Wind It Up, Gwen Stefani
This one makes me think of driving in your SUV with our friends to Nevada and me chuckling at the scene of all of us get'n down to Gwen, amused by my circle of friends.
You Are My Sunshine
I will NEVER be able to hear this without thinking of you singing this to me since I was tiny, probably since well before I can remember it. Then I had one of those little electronic buttons that played the song. I would play that over and over, and it was as if you were singing it yourself. I never doubted the words. Never.
I Wonder When He Comes Again
I think of your funeral. I didn't know you, you died when I was young, and you weren't a "close" relative. But something about my distant-ish cousins (two girls?) singing this very much stuck with me, and I always am sent back to the pew in that chapel filled with your loved ones.

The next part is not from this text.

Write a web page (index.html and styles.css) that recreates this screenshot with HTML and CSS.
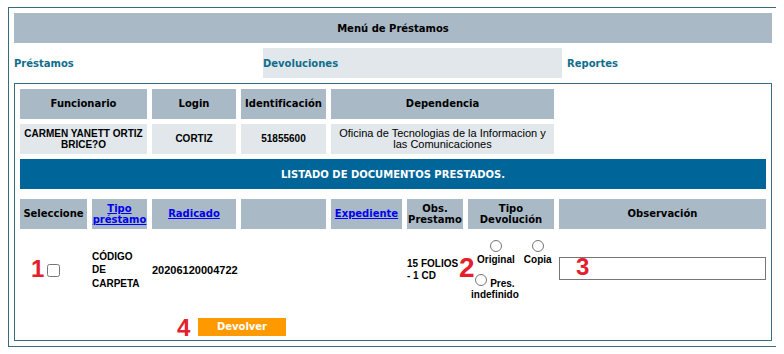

The Other Hours, Harry Connick, Jr.
You and I had lost touch. But I'd occasionally wonder how you were, what you were up to, and why I never got to really see the girl who would sit at home and read by herself. She's the one I always wanted to get to know, and while I enjoyed you as I knew you, I always wondered what you were like in "the other hours". I'm glad we've reconnected.
Agony, from Into the Woods
Ha! I don't think of Broadway stars singing this duet. I think of three of us in an apartment on a really fun night, and two sock puppets singing with panache and drinking Dr. Pepper, was it? We've seriously gotta stop talking about digitizing that video and actually do it.